La politique climatique est malheureusement exemplaire de cette détérioration. Les émissions de gaz à effet de serre se sont accrues, et la possibilité d’obtenir un nouvel accord international afin de les limiter s’éloigne chaque jour davantage. Face à ces crises majeures, la réponse qui a été apportée a consisté à accroître l’emprise du marché sur nos vies. La logique néolibérale qui s’est emparée des politiques de l’environnement a conduit à penser que la pollution et l’exploitation de l’environnement découlaient d’une absence de propriété sur lui. En conséquence, les Etats se sont efforcés de mettre en œuvre une politique environnementale fondée sur les outils de marché (taxes, permis de polluer, etc.). Rio+20, loin de revenir sur cette vision funeste, poursuit le mouvement. Le concept d’«économie verte» qui y sera promu vise à étendre la marchandisation de la nature aux dits «services environnementaux» rendus par elle, à la traiter comme un «capital naturel» auquel une valeur marchande puisse être attachée. Ces dangereuses manœuvres ne visent qu’un seul objectif: ne pas remettre en cause les rapports de propriété qui structurent le monde contemporain. L’économie verte, sans toucher à la croissance, ni à la propriété, c’est la perpétuation de la catastrophe en cours.
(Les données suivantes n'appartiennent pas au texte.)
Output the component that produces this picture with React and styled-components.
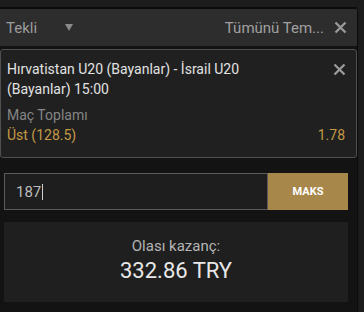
import React from 'react';
import styled, { createGlobalStyle } from 'styled-components';

const GlobalStyle = createGlobalStyle`
  html, body {
    margin: 0;
    padding: 0;
    background: #1c1c1c;
    font-family: Roboto, "Liberation Sans", Arial, sans-serif;
  }
`;

const Page = styled.div`
  display: flex;
  height: 312px;
  padding-top: 7px;
  box-sizing: border-box;
`;

const Panel = styled.div`
  width: 357px;
  background: #131313;
  border-top: 2px solid #0b0b0b;
  display: flex;
  flex-direction: column;
`;

const ScrollTrack = styled.div`
  flex: 1;
  border-left: 1px solid #0b0b0b;
  margin-top: 2px;
  background: #1c1c1c;
`;

const Header = styled.div`
  height: 37px;
  background: #2d2d2d;
  display: flex;
  align-items: center;
  padding: 0 10px 0 6px;
  color: #9c9c9c;
  font-size: 15px;
`;

const Caret = styled.span`
  width: 0;
  height: 0;
  margin-left: 28px;
  border-left: 4px solid transparent;
  border-right: 4px solid transparent;
  border-top: 7px solid #8a8a8a;
`;

const ClearAll = styled.span`
  margin-left: auto;
  white-space: nowrap;
  color: #a0a0a0;
`;

const CloseButton = styled.button`
  background: none;
  border: none;
  padding: 0;
  margin-left: ${p => p.$gap || 0}px;
  margin-top: ${p => p.$top || 0}px;
  width: 14px;
  height: 14px;
  display: flex;
  align-items: center;
  justify-content: center;
  cursor: pointer;
  flex-shrink: 0;
`;

const Card = styled.div`
  margin-top: 3px;
  background: #202020;
  border: 1px solid #505050;
  border-radius: 3px;
  padding: 9px 10px 12px 6px;
`;

const CardTop = styled.div`
  display: flex;
  align-items: flex-start;
`;

const Title = styled.div`
  flex: 1;
  color: #e2e2e2;
  font-size: 14px;
  line-height: 20px;
  padding-right: 40px;
`;

const Market = styled.div`
  margin-top: 7px;
  color: #858585;
  font-size: 14px;
  line-height: 19px;
`;

const OddsRow = styled.div`
  display: flex;
  justify-content: space-between;
  color: #c49a45;
  font-size: 14px;
  line-height: 20px;
  padding-right: 1px;
`;

const Footer = styled.div`
  padding: 15px 9px 0 4px;
  display: flex;
  flex-direction: column;
  gap: 12px;
`;

const StakeRow = styled.div`
  display: flex;
  height: 37px;
`;

const StakeInput = styled.div`
  flex: 1;
  background: #1e1e1e;
  border: 1px solid #5a5a5a;
  display: flex;
  align-items: center;
  padding-left: 11px;
  color: #bcbcbc;
  font-size: 15px;
`;

const TextCaret = styled.span`
  width: 1px;
  height: 16px;
  margin-left: 1px;
  background: #d0d0d0;
`;

const MaxButton = styled.button`
  width: 80px;
  border: none;
  background: #a8874a;
  color: #ffffff;
  font-family: inherit;
  font-weight: 700;
  font-size: 11px;
  cursor: pointer;
`;

const Winnings = styled.div`
  height: 80px;
  background: #1f1f1f;
  display: flex;
  flex-direction: column;
  align-items: center;
  justify-content: center;
  padding-bottom: 2px;
  box-sizing: border-box;
`;

const WinLabel = styled.div`
  color: #b4b4b4;
  font-size: 15px;
  line-height: 20px;
`;

const WinAmount = styled.div`
  color: #e8e8e8;
  font-size: 22px;
  line-height: 30px;
`;

const XIcon = () => (
  <svg width="13" height="13" viewBox="0 0 13 13">
    <path d="M1.5 1.5l10 10M11.5 1.5l-10 10" stroke="#9a9a9a" strokeWidth="2.3" strokeLinecap="butt" />
  </svg>
);

export default function App() {
  return (
    <>
      <GlobalStyle />
      <Page>
        <Panel>
          <Header>
            <span>Tekli</span>
            <Caret />
            <ClearAll>Tümünü Tem...</ClearAll>
            <CloseButton $gap={9}><XIcon /></CloseButton>
          </Header>
          <Card>
            <CardTop>
              <Title>Hırvatistan U20 (Bayanlar) - İsrail U20 (Bayanlar) 15:00</Title>
              <CloseButton $top={3}><XIcon /></CloseButton>
            </CardTop>
            <Market>Maç Toplamı</Market>
            <OddsRow>
              <span>Üst (128.5)</span>
              <span>1.78</span>
            </OddsRow>
          </Card>
          <Footer>
            <StakeRow>
              <StakeInput>187<TextCaret /></StakeInput>
              <MaxButton>MAKS</MaxButton>
            </StakeRow>
            <Winnings>
              <WinLabel>Olası kazanç:</WinLabel>
              <WinAmount>332.86 TRY</WinAmount>
            </Winnings>
          </Footer>
        </Panel>
        <ScrollTrack />
      </Page>
    </>
  );
}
Mais l’échec annoncé du sommet de Rio+20 nous donne l’occasion de repenser une écologie qui soit à nouveau «politique», c’est-à-dire une écologie qui conteste radicalement la manière dont nous organisons notre vie en commun et les rapports socio-naturels. Il s’agit d’une écologie politique qui ne cherche pas à conserver une «Nature» mythique, mais lutte pour de nouveaux rapports socio-naturels fondés sur la satisfaction des besoins humains. Une telle écologie politique, comme nous le savons depuis André Gorz, doit impérativement organiser une décroissance de la production économique, et sa réorientation vers les besoins humains qui ne sont pas satisfaits actuellement, comme ceux du milliard d’êtres humains qui sont sans accès à l’eau potable. Mais comme nous le savons également – ce que malheureusement une partie importante des écologistes s’évertuent à nier – une telle réorientation doit s’attaquer à la propriété privée des moyens de production, qui est à la source des inégalités. Pour le dire autrement, une telle écologie ne peut être que socialiste, c’est-à-dire fondée sur une économie enfin démocratisée, dans laquelle tous les êtres humains, indépendamment de leur richesse, aient une voix égale.
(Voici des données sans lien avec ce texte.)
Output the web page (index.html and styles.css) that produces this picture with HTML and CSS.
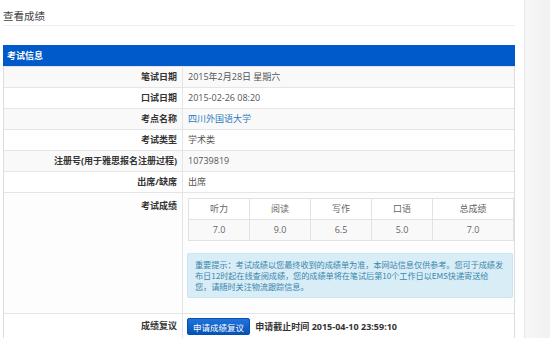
FILE: index.html
```html
<!DOCTYPE html>
<html lang="zh-CN">
<head>
    <meta charset="UTF-8">
    <title>查看成绩</title>
    <link rel="stylesheet" href="styles.css">
</head>
<body>
    <div class="page">
        <div class="main">
            <h1 class="page-title">查看成绩</h1>

            <div class="panel">
                <div class="panel-heading">考试信息</div>
                <table class="info-table">
                    <tr>
                        <th>笔试日期</th>
                        <td>2015年2月28日 星期六</td>
                    </tr>
                    <tr>
                        <th>口试日期</th>
                        <td>2015-02-26 08:20</td>
                    </tr>
                    <tr>
                        <th>考点名称</th>
                        <td><a href="#">四川外国语大学</a></td>
                    </tr>
                    <tr>
                        <th>考试类型</th>
                        <td>学术类</td>
                    </tr>
                    <tr>
                        <th>注册号(用于雅思报名注册过程)</th>
                        <td>10739819</td>
                    </tr>
                    <tr>
                        <th>出席/缺席</th>
                        <td>出席</td>
                    </tr>
                    <tr class="score-row">
                        <th>考试成绩</th>
                        <td>
                            <table class="score-table">
                                <tr>
                                    <th>听力</th>
                                    <th>阅读</th>
                                    <th>写作</th>
                                    <th>口语</th>
                                    <th class="total">总成绩</th>
                                </tr>
                                <tr>
                                    <td>7.0</td>
                                    <td>9.0</td>
                                    <td>6.5</td>
                                    <td>5.0</td>
                                    <td>7.0</td>
                                </tr>
                            </table>
                            <div class="alert">重要提示：考试成绩以您最终收到的成绩单为准，本网站信息仅供参考。您可于成绩发布日12时起在线查阅成绩，您的成绩单将在笔试后第10个工作日以EMS快递寄送给<br>您，请随时关注物流跟踪信息。</div>
                        </td>
                    </tr>
                    <tr class="review-row">
                        <th>成绩复议</th>
                        <td>
                            <button class="btn-review">申请成绩复议</button>
                            <span class="deadline">申请截止时间 2015-04-10 23:59:10</span>
                        </td>
                    </tr>
                </table>
            </div>
        </div>
        <div class="side"></div>
    </div>
</body>
</html>
```

FILE: styles.css
```css
html, body {
    margin: 0;
    padding: 0;
    height: 100%;
}

body {
    font-family: "Open Sans", "Noto Sans CJK SC", sans-serif;
    font-size: 9px;
    color: #555;
    background-color: #f4f4f4;
}

.page {
    display: flex;
    min-height: 100%;
}

.main {
    width: 521px;
    padding: 0 0 0 3px;
    background-color: #fff;
    border-right: 1px solid #e6e6e6;
}

.side {
    flex: 1;
    background: linear-gradient(to right, #f7f7f7, #f1f1f1);
}

.page-title {
    margin: 0 9px 19px 0;
    padding-top: 9px;
    height: 16px;
    font-size: 10.5px;
    font-weight: normal;
    line-height: 14px;
    color: #444;
    border-bottom: 1px solid #eee;
}

.panel {
    width: 512px;
    border: 1px solid #ddd;
    border-top: none;
    box-sizing: border-box;
}

.panel-heading {
    height: 21px;
    line-height: 21px;
    padding-left: 4px;
    background-color: #005ac9;
    color: #fff;
    font-weight: bold;
    margin: 0 -1px;
}

.info-table {
    width: 100%;
    border-collapse: collapse;
}

.info-table > tbody > tr > th,
.info-table > tbody > tr > td {
    height: 20px;
    padding: 0 5px;
    border-top: 1px solid #e5e5e5;
    vertical-align: middle;
    line-height: 14px;
}

.info-table > tbody > tr:nth-child(odd) {
    background-color: #f9f9f9;
}

.info-table > tbody > tr > th {
    width: 168px;
    text-align: right;
    font-weight: bold;
    color: #333;
    border-right: 1px solid #e5e5e5;
}

.info-table a {
    color: #2a78c0;
    text-decoration: none;
}

.info-table > tbody > tr.score-row {
    background-color: #fdfdfd;
}

.info-table > tbody > tr.score-row > th,
.info-table > tbody > tr.score-row > td {
    vertical-align: top;
    padding-top: 5px;
    padding-bottom: 15px;
}

.info-table > tbody > tr.score-row > td {
    padding-right: 0;
}

.info-table > tbody > tr.score-row > th {
    padding-top: 6px;
}

.score-table {
    width: 323px;
    border-collapse: collapse;
    table-layout: fixed;
    margin-bottom: 12px;
    color: #666;
}

.score-table th,
.score-table td {
    width: 60px;
    height: 20px;
    padding: 0;
    border: 1px solid #e2e2e2;
    text-align: center;
    font-weight: normal;
    background-color: #fff;
}

.score-table th.total {
    width: 80px;
}

.score-table td {
    background-color: #f9f9f9;
}

.alert {
    width: 312px;
    margin-left: -1px;
    padding: 5px 5px 5px 7px;
    background-color: #d9edf7;
    border: 1px solid #c8e6f2;
    border-radius: 2px;
    color: #3a87ad;
    font-family: "Noto Sans CJK SC", sans-serif;
    font-size: 8.2px;
    letter-spacing: -0.08px;
    line-height: 11px;
}

.info-table > tbody > tr.review-row {
    background-color: #fff;
}

.info-table > tbody > tr.review-row > th,
.info-table > tbody > tr.review-row > td {
    height: 24px;
    padding-top: 4px;
    vertical-align: top;
}

.info-table > tbody > tr.review-row > th {
    padding-top: 5px;
}

.btn-review {
    width: 63px;
    height: 17px;
    margin-left: -1px;
    padding: 0;
    border: 1px solid #0a4fae;
    border-radius: 2px;
    background: linear-gradient(#1f74dc, #0652b6);
    color: #fff;
    font-family: inherit;
    font-size: 8.5px;
    vertical-align: middle;
}

.deadline {
    margin-left: 3px;
    font-weight: bold;
    color: #333;
    vertical-align: middle;
}
```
Une récente note publiée par le think tank des syndicats européens, l’ETUI, plaide pour une alternative allant dans ce sens. Thomas Coutrot et Jean Gadrey reprennent la proposition de l’économiste Pat Devine en faveur d’une planification économique démocratique, dont j’ai parlé dans plusieurs de mes chroniques. Ils établissent que pour la gauche, l’enjeu majeur est de proposer une politique «post-croissance», fondée sur la réduction du temps de travail. La gauche socialiste et écologiste, alliée au mouvement environnemental et aux syndicats, peut à nouveau proposer une stratégie économique-écologique radicalement alternative. En fait, non seulement elle le peut, mais elle le doit. Serons-nous à la hauteur?